A flood of cash business bursting on Ontario’s shore every summer. And the more the Americans are astonished and enlightened the more they will talk when they get home. And the more they talk about Canada the bigger will be the tidal wave next summer. They are coming from far and near. And no other kind of propaganda could do what word-of-mouth is doing to enlighten the huge population to the south with regard to the facts about Canada.

There is a certain kind of Canadian who is snooty with all Americans. There are various reasons for this attitude. Part of it originates in the natural jealousy of a small country for a powerful neighbor. Part of it is the same ignorance that makes the American imagine “England” rules Canada as a colony, a sentimental hang-over from a century and a half ago.

But there is one ready-to-wear attitude that Canadians can wear in their relations with Americans. One thing every American speaks about in Canadians is the “manners” of Canadians.

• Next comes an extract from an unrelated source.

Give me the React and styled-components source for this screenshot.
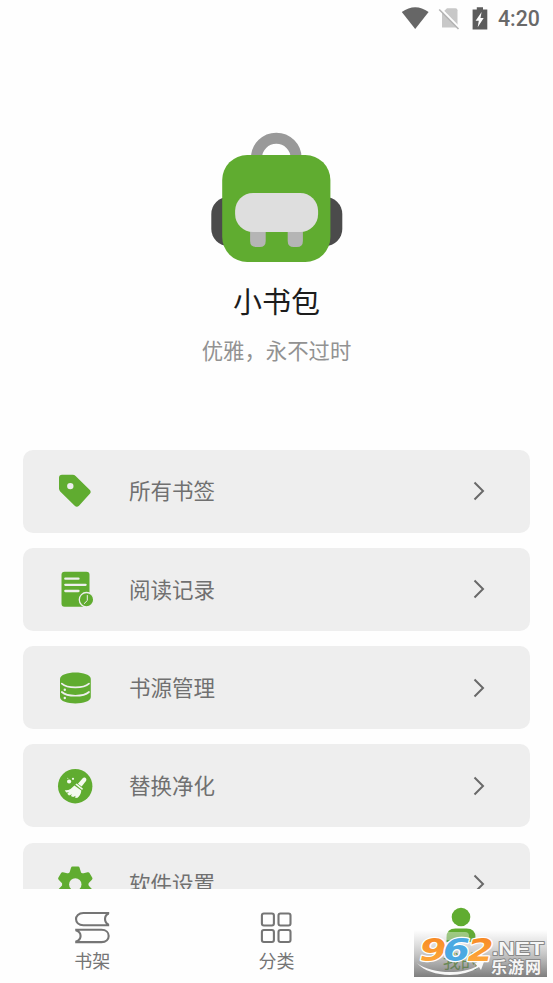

We are supposed to be a graceful and well-bred race.

If we are well-bred, good-mannered and courteous to our visitors, and if we use our humor and imagination in promoting the disillusionment that is progressing rapidly every moment that they are in the country, we will build up a tradition that will be even more valuable than the legend of the mounties and the whiskered Pierre and the canoe sliding down a mighty torrent.

Because that movie legend has not been without value.

It has advertised Canada as a land of vast natural resources, water power, minerals, unlimited forests.

And that is what the tourists are coming over to see.


Editor’s Notes: At the time of writing, the Governor-General of Canada was still British, though as indicated, there had been public discussion of the post being given to a Canadian.

Baedeker was a publisher of travel guides.

I don’t understand what is trying to be said with the line that mentions “eternal triangle”. Eternal Triangle was a term that meant “love triangle”, so maybe it was a disdain against the kind of books that were popular?

Sir Gilbert Parker and James Oliver Curwood were popular writers, the first on historical French Canada, and the second on the wilderness of Alaska and Yukon.